The only industry booming at the moment is recession economics, as policy-makers and opinion-formers pore over the Great Depression of nearly 80 years ago looking for answers to the current crisis.  The hapless President Herbert Hoover, who responded to the Wall Street Crash with balanced-budget expenditure cutting, is usually cast as the villain of the piece.  As well as mishandling the macro-economics, Hoover is ridiculed for his philanthropy-led response to the consequences of the economic slump – as the victor in the 1932 White House race, Franklin Delano Roosevelt, put it: state aid for the unemployed should be provided “not as a matter of charity, but as a matter of social duty”.
 
The New Deal rules. But bigger government shouldn’t mean a state monopoly.  One of the lessons we have learned since the 1930s is that government does not have all the answers.

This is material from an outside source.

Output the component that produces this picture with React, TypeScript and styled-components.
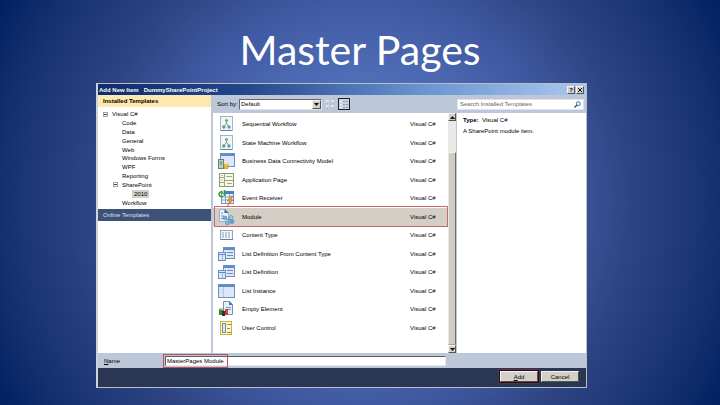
import React, { useState } from 'react';
import styled, { createGlobalStyle, css } from 'styled-components';

const Global = createGlobalStyle`
  * { box-sizing: border-box; }
  body { margin: 0; background: #002060; }
  button, input, select { font: inherit; color: inherit; margin: 0; padding: 0; border-radius: 0; }
  ul { list-style: none; margin: 0; padding: 0; }
`;

const Slide = styled.main`
  min-height: 100vh;
  display: flex;
  flex-direction: column;
  padding-bottom: 17px;
  background: radial-gradient(circle farthest-corner at 50% 50%, #5a7bc8 0%, #5070b9 28%, #4059a2 49%, #2f4583 65%, #16306f 87%, #002060 100%);
`;

const Title = styled.h1`
  margin: 0;
  padding-top: 24px;
  height: 83px;
  text-align: center;
  font: 400 41px/52px Lato, sans-serif;
  color: #fff;
`;

const Dialog = styled.section`
  flex: 1;
  display: flex;
  flex-direction: column;
  margin: 0 133px 0 96px;
  border: 1px solid #b9bfc4;
  border-left: 2px solid #cdd3da;
  background: #fff;
  font: 6px/8px 'Liberation Sans', Arial, sans-serif;
  color: #000;
`;

const TitleBar = styled.header`
  display: flex;
  align-items: center;
  gap: 1px;
  height: 11px;
  padding: 0 2px 0 1px;
  background: linear-gradient(90deg, #0f2c6c, #23468a 30%, #6d97d2 68%, #a9c8ec);
  color: #fff;
  font-weight: 700;
`;

const Caption = styled.h2`
  flex: 1;
  margin: 0;
  font: inherit;
  white-space: pre;
`;

const bevel = css`
  border: 1px solid;
  border-color: #f6f4ee #55534e #55534e #f6f4ee;
  background: #d4d0c8;
`;

const CaptionButton = styled.button`
  ${bevel}
  width: 8px;
  height: 8px;
  display: grid;
  place-items: center;
  color: #111;
  line-height: 6px;
`;

const Body = styled.div`
  flex: 1;
  display: flex;
  gap: 2px;
  background: #bcc7da;
`;

const Sidebar = styled.nav`
  width: 113px;
  background: #fff;
`;

const InstalledHeading = styled.h3`
  margin: 0;
  height: 12px;
  padding-left: 5px;
  background: #fde9ae;
  font: inherit;
  font-weight: 700;
  line-height: 12px;
`;

const Tree = styled.ul`
  display: grid;
  grid-auto-rows: 1fr;
  height: 97px;
  margin: 3px 0 2px;
`;

const TreeItem = styled.li<{ $level: number }>`
  display: flex;
  align-items: center;
  gap: 4px;
  padding-left: ${(p) => p.$level * 10 + 5}px;
`;

const TreeLabel = styled.span<{ $selected?: boolean }>`
  padding: 0 ${(p) => (p.$selected ? 2 : 0)}px;
  background: ${(p) => (p.$selected ? '#d4d0c8' : 'transparent')};
`;

const TreeSpacer = styled.span`
  width: 5px;
`;

const OnlineHeading = styled.button`
  display: block;
  width: 100%;
  height: 12px;
  padding-left: 5px;
  border: 0;
  background: #3d5277;
  color: #dbe2ee;
  text-align: left;
  line-height: 12px;
`;

const Main = styled.div`
  flex: 1;
  min-width: 0;
  display: flex;
  flex-direction: column;
`;

const Toolbar = styled.div`
  display: flex;
  align-items: center;
  height: 18px;
  padding: 0 2px 0 4px;
`;

const SortLabel = styled.label`
  width: 22px;
  white-space: nowrap;
`;

const SelectFrame = styled.div`
  position: relative;
  width: 83px;
  height: 11px;
  border: 1px solid;
  border-color: #63676d #e4e6ea #e4e6ea #63676d;
  background: #fff;
`;

const Select = styled.select`
  appearance: none;
  display: block;
  width: 100%;
  height: 9px;
  padding-left: 1px;
  border: 0;
  background: transparent;
  line-height: 9px;
`;

const SelectArrow = styled.span`
  ${bevel}
  position: absolute;
  top: 0;
  right: 0;
  width: 9px;
  height: 9px;
  display: grid;
  place-items: center;
  pointer-events: none;
`;

const ViewButton = styled.button<{ $on?: boolean }>`
  display: grid;
  place-items: center;
  width: 12px;
  height: 12px;
  margin-left: 2px;
  border: 1px solid ${(p) => (p.$on ? '#1b2436' : 'transparent')};
  background: ${(p) => (p.$on ? '#c9d3e2' : 'transparent')};
`;

const SearchBox = styled.div`
  display: flex;
  align-items: center;
  width: 127px;
  height: 11px;
  margin-left: auto;
  padding: 0 2px;
  background: #fff;
  border: 1px solid #dfe4ec;
`;

const SearchInput = styled.input`
  flex: 1;
  min-width: 0;
  height: 9px;
  border: 0;
  outline: 0;
  background: transparent;
  &::placeholder { color: #666; opacity: 1; }
`;

const Content = styled.div`
  flex: 1;
  display: flex;
`;

const Templates = styled.ul`
  flex: 1;
  display: grid;
  grid-auto-rows: 1fr;
  padding: 2px 0 16px;
  background: #fff;
`;

const TemplateCell = styled.li`
  position: relative;
  display: grid;
`;

const TemplateRow = styled.button<{ $selected: boolean }>`
  display: grid;
  grid-template-columns: 24px 1fr 38px;
  align-items: center;
  padding-left: 5px;
  border: 0;
  background: ${(p) => (p.$selected ? '#d4cec6' : 'transparent')};
  text-align: left;
  white-space: nowrap;
`;

const RowOutline = styled.span`
  position: absolute;
  inset: -2px 0 -1px 1px;
  border: 1px solid #c9696c;
  pointer-events: none;
`;

const Scrollbar = styled.div`
  display: flex;
  flex-direction: column;
  width: 8px;
  background: #ebe9e6;
`;

const ScrollButton = styled.button`
  ${bevel}
  height: 8px;
  display: grid;
  place-items: center;
`;

const ScrollGap = styled.div`
  flex: 31;
`;

const ScrollThumb = styled.div`
  flex: 193;
  border: 1px solid;
  border-color: #f4f2ee #706e69 #a5a29b #e9e6e0;
  background: #d0ccc4;
`;

const Details = styled.aside`
  width: 129px;
  margin-left: 1px;
  padding: 3px 6px;
  background: #fff;
  p { margin: 0 0 3px; }
`;

const NameRow = styled.div`
  display: flex;
  align-items: center;
  height: 15px;
  padding-left: 6px;
  background: #bcc7d9;
`;

const NameLabel = styled.label`
  width: 61px;
`;

const NameField = styled.div`
  position: relative;
  flex: 1;
  margin-right: 140px;
`;

const NameInput = styled.input`
  display: block;
  width: 100%;
  height: 10px;
  padding-left: 1px;
  border: 1px solid;
  border-color: #5c6066 #e8eaee #e8eaee #5c6066;
  background: #fff;
`;

const NameOutline = styled.span`
  position: absolute;
  top: -2px;
  left: -2px;
  width: 65px;
  height: 14px;
  border: 1px solid #b9505c;
  pointer-events: none;
`;

const Footer = styled.footer`
  display: flex;
  justify-content: flex-end;
  align-items: center;
  gap: 3px;
  height: 19px;
  padding: 0 7px 2px 0;
  background: #293753;
`;

const ActionButton = styled.button<{ $primary?: boolean }>`
  ${bevel}
  width: 38px;
  height: 11px;
  line-height: 8px;
  outline: ${(p) => (p.$primary ? '1px solid #12141c' : 'none')};
  box-shadow: ${(p) => (p.$primary ? '0 0 0 2px #632c45' : 'none')};
`;

const Arrow = ({ up }: { up?: boolean }) => (
  <svg width="5" height="3" viewBox="0 0 5 3" aria-hidden="true">
    <path d={up ? 'M0 3L2.500 0L5 3z' : 'M0 0L2.500 3L5 0z'} fill="#111" />
  </svg>
);

const Minus = () => (
  <svg width="5" height="5" viewBox="0 0 5 5" aria-hidden="true">
    <rect x=".5" y=".5" width="4" height="4" fill="#fff" stroke="#a4a4a4" />
    <path d="M1 2.500h3" stroke="#444" />
  </svg>
);

const WindowShape = ({ x, y, w, h }: { x: number; y: number; w: number; h: number }) => (
  <g>
    <rect x={x + 0.5} y={y + 0.5} width={w - 1} height={h - 1} fill="#dce8f8" stroke="#7590b5" />
    <rect x={x + 1} y={y + 1} width={w - 2} height="2" fill="#5d8cd4" />
  </g>
);

const FlowArt = () => (
  <g>
    <rect x="2.500" y=".5" width="12" height="14" fill="#f1f6fb" stroke="#a3b5c8" />
    <path d="M8.500 5v3M6 11l2.500-4L11 11" stroke="#8fa3a8" fill="none" />
    <circle cx="8.500" cy="4.500" r="1.600" fill="#74b07a" />
    <circle cx="5.800" cy="11" r="1.700" fill="#5fa568" />
    <circle cx="11" cy="11" r="1.700" fill="#6c97b8" />
    <path d="M3 14.500h11" stroke="#5c81ad" />
  </g>
);

const art: Record<string, React.ReactNode> = {
  flow: <FlowArt />,
  data: (
    <g>
      <WindowShape x={2} y={0} w={15} h={14} />
      <rect x=".5" y="6.500" width="5" height="9" fill="#b9cfc0" stroke="#648476" />
      <path d="M2 9h2M2 11h2" stroke="#4f7d61" />
      <path d="M6 10.500h4v5H6z" fill="#e9b93b" stroke="#b5832a" strokeWidth=".6" />
      <ellipse cx="8" cy="10.500" rx="2" ry="1" fill="#fbe391" />
    </g>
  ),
  page: (
    <g>
      <rect x="1.500" y="1.500" width="14" height="13" fill="#f7f8e9" stroke="#8c9a76" />
      <path d="M6.500 2v12M2 5.500h4M7 8.500h8M2 10.500h4" stroke="#9ba97e" />
      <path d="M8 4.500h6M9 11.500h5" stroke="#8fb094" />
      <path d="M3 3.500h2M3 8h2" stroke="#d2c66a" />
    </g>
  ),
  event: (
    <g>
      <rect x="3.500" y="3.500" width="12" height="10" fill="#eef4fb" stroke="#7892b2" />
      <rect x="7" y="1" width="9" height="3" fill="#4a7cc9" />
      <path d="M4 7h11M4 10h11M7.500 4v9M11.500 4v9" stroke="#86a5c9" />
      <path d="M5 2.500a2.300 2.300 0 1 0 0 3.500M6.500 0v6" stroke="#2ca13a" strokeWidth="1.600" fill="none" />
      <path d="M13 6l-4 5h2.500l-2 5l5.500-6h-2.500l2.500-4z" fill="#f39a32" stroke="#b9602a" strokeWidth=".5" />
    </g>
  ),
  module: (
    <g>
      <path d="M1.500.5h6l3 3v9h-9z" fill="#e9f2fb" stroke="#9cb4cd" />
      <path d="M6.500 0v4h4z" fill="#45658d" />
      <path d="M3 4h2M3 7h3M3 9.500h3" stroke="#6e94bd" />
      <path d="M7 9.500l7 2M9 14l3-5" stroke="#5a98c9" />
      <circle cx="7" cy="9" r="2" fill="#70b2df" stroke="#4a83b4" strokeWidth=".6" />
      <circle cx="13" cy="8.500" r="2" fill="#9acbea" stroke="#4a83b4" strokeWidth=".6" />
      <circle cx="9.500" cy="14" r="2" fill="#7fbce4" stroke="#4a83b4" strokeWidth=".6" />
      <circle cx="14" cy="12.500" r="2" fill="#5ea6d8" stroke="#4a83b4" strokeWidth=".6" />
    </g>
  ),
  content: (
    <g>
      <rect x="2.500" y="3.500" width="12" height="9" fill="#f4f7fb" stroke="#93a3b8" />
      <path d="M4 6h9M4 8h9M4 10h9" stroke="#8a9db7" strokeDasharray="2 1" />
      <path d="M3 12.500h12" stroke="#677d9b" />
    </g>
  ),
  definition: (
    <g>
      <WindowShape x={5} y={1} w={12} h={12} />
      <path d="M9 6.500h6M9 9.500h6" stroke="#6f8eb6" />
      <rect x=".5" y="6.500" width="7" height="8" fill="#d8e7fa" stroke="#6e8db8" />
      <path d="M1 8.500h6" stroke="#5d8cd4" />
      <path d="M4.500 9v5" stroke="#9bb8da" />
    </g>
  ),
  instance: (
    <g>
      <WindowShape x={0} y={1} w={17} h={14} />
      <path d="M5.500 4v10" stroke="#b2c8e5" />
      <path d="M1 6.500h4M1 9.500h4" stroke="#c5d6ec" />
    </g>
  ),
  empty: (
    <g>
      <path d="M5.500.5h6l3 3v10h-9z" fill="#e5effa" stroke="#7592b3" />
      <path d="M11 0v4h4z" fill="#4b78ae" />
      <path d="M8 6.500h5M10 8.500h3" stroke="#6b99cc" />
      <rect x="1" y="8" width="4" height="6" fill="#2e8a3b" />
      <rect x="4" y="10" width="3" height="5" fill="#27324c" />
      <rect x="7" y="8" width="3" height="6" fill="#d23a32" />
      <rect x="2" y="7" width="3" height="2" fill="#e7bd3c" />
    </g>
  ),
  control: (
    <g>
      <rect x="2.500" y="1.500" width="11" height="13" fill="#fdf8d2" stroke="#cbb03d" />
      <rect x="4.500" y="3.500" width="3" height="9" fill="#dfe9ee" stroke="#6f90a3" />
      <path d="M9 4.500h4M9 8.500h3M9 12.500h4" stroke="#a58c2d" />
    </g>
  ),
};

const templates = [
  ['Sequential Workflow', 'flow'],
  ['State Machine Workflow', 'flow'],
  ['Business Data Connectivity Model', 'data'],
  ['Application Page', 'page'],
  ['Event Receiver', 'event'],
  ['Module', 'module'],
  ['Content Type', 'content'],
  ['List Definition From Content Type', 'definition'],
  ['List Definition', 'definition'],
  ['List Instance', 'instance'],
  ['Empty Element', 'empty'],
  ['User Control', 'control'],
];

const tree: { label: string; level: number; open?: boolean }[] = [
  { label: 'Visual C#', level: 0, open: true },
  { label: 'Code', level: 1 },
  { label: 'Data', level: 1 },
  { label: 'General', level: 1 },
  { label: 'Web', level: 1 },
  { label: 'Windows Forms', level: 1 },
  { label: 'WPF', level: 1 },
  { label: 'Reporting', level: 1 },
  { label: 'SharePoint', level: 1, open: true },
  { label: '2010', level: 2 },
  { label: 'Workflow', level: 1 },
];

export default function App() {
  const [selected, setSelected] = useState('Module');
  const [name, setName] = useState('MasterPages Module');

  return (
    <Slide>
      <Global />
      <Title>Master Pages</Title>
      <Dialog aria-label="Add New Item">
        <TitleBar>
          <Caption>{'Add New Item   DummySharePointProject'}</Caption>
          <CaptionButton aria-label="Help">?</CaptionButton>
          <CaptionButton aria-label="Close">
            <svg width="4" height="4" viewBox="0 0 4 4"><path d="M0 0l4 4M4 0L0 4" stroke="#111" /></svg>
          </CaptionButton>
        </TitleBar>
        <Body>
          <Sidebar>
            <InstalledHeading>Installed Templates</InstalledHeading>
            <Tree role="tree">
              {tree.map((node) => (
                <TreeItem key={node.label} $level={node.level} role="treeitem">
                  {node.open ? <Minus /> : <TreeSpacer />}
                  <TreeLabel $selected={node.label === '2010'}>{node.label}</TreeLabel>
                </TreeItem>
              ))}
            </Tree>
            <OnlineHeading>Online Templates</OnlineHeading>
          </Sidebar>
          <Main>
            <Toolbar>
              <SortLabel htmlFor="sort">Sort by:</SortLabel>
              <SelectFrame>
                <Select id="sort" defaultValue="Default"><option>Default</option></Select>
                <SelectArrow><Arrow /></SelectArrow>
              </SelectFrame>
              <ViewButton aria-label="Medium icons">
                <svg width="10" height="10" viewBox="0 0 10 10">
                  <path d="M1 1h3v3H1zM6 1h3v3H6zM1 6h3v3H1zM6 6h3v3H6z" fill="#e6eaf0" />
                  <path d="M3 2v2H1M8 2v2H6M3 7v2H1M8 7v2H6" stroke="#9ba8ba" strokeWidth=".6" fill="none" />
                </svg>
              </ViewButton>
              <ViewButton $on aria-label="Small icons">
                <svg width="10" height="10" viewBox="0 0 10 10">
                  <path d="M1 2.500h2M1 5.500h2M1 8.500h2" stroke="#f0f3f7" />
                  <path d="M4 2.500h2M7 2.500h2M4 5.500h2M7 5.500h2M4 8.500h2M7 8.500h2" stroke="#8a97ab" />
                </svg>
              </ViewButton>
              <SearchBox>
                <SearchInput aria-label="Search Installed Templates" placeholder="Search Installed Templates" />
                <svg width="7" height="7" viewBox="0 0 7 7" aria-hidden="true">
                  <circle cx="4.300" cy="2.700" r="2" fill="#e6f4fb" stroke="#2e78a8" />
                  <path d="M2.800 4.200L.5 6.500" stroke="#25527d" strokeWidth="1.300" />
                </svg>
              </SearchBox>
            </Toolbar>
            <Content>
              <Templates>
                {templates.map(([label, icon]) => (
                  <TemplateCell key={label}>
                    <TemplateRow $selected={label === selected} onClick={() => setSelected(label)}>
                      <svg width="17" height="16" viewBox="0 0 17 16" aria-hidden="true">{art[icon]}</svg>
                      <span>{label}</span>
                      <span>Visual C#</span>
                    </TemplateRow>
                    {label === selected && <RowOutline />}
                  </TemplateCell>
                ))}
              </Templates>
              <Scrollbar>
                <ScrollButton aria-label="Scroll up"><Arrow up /></ScrollButton>
                <ScrollGap />
                <ScrollThumb />
                <ScrollButton aria-label="Scroll down"><Arrow /></ScrollButton>
              </Scrollbar>
              <Details>
                <p><strong>Type:</strong>&nbsp; Visual C#</p>
                <p>A SharePoint module item.</p>
              </Details>
            </Content>
          </Main>
        </Body>
        <NameRow>
          <NameLabel htmlFor="name"><u>N</u>ame</NameLabel>
          <NameField>
            <NameInput id="name" value={name} onChange={(e) => setName(e.target.value)} />
            <NameOutline />
          </NameField>
        </NameRow>
        <Footer>
          <ActionButton $primary><u>A</u>dd</ActionButton>
          <ActionButton>Cancel</ActionButton>
        </Footer>
      </Dialog>
    </Slide>
  );
}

Hoover got a lot wrong but it would be a mistake to ignore the contribution that philanthropy can make to help families and communities through the economic crisis.  As one of America’s most thoughtful philanthropists, Mario Morino, has argued, we are facing an ‘all hands on deck moment’ when philanthropy needs to step up. 
 
We have argued from the beginning of the crisis that the rich need to see this as a moment to get serious about their philanthropy rather than a reason to hunker down and protect their fortunes.  The need for really effective philanthropy is greater now than it has been at any time in the past 70 years.  Some big donors have been wiped out.  Foundation endowments have been hit.   Nonprofits are facing a funding crisis just at the moment that demand for their services is rising.  Those still with money need to fill the gap (as the Rockefeller Foundation did in the 1930s when it saved the Rosenwald Foundation, which had been crippled by a collapse in the value of Sears-Roebuck stocks).  And with less money around philanthropists need to be smarter in the way that they give; donors need to continue to bring the skills and insights of business to their giving – now more than ever we need a productivity miracle in the nonprofit sector.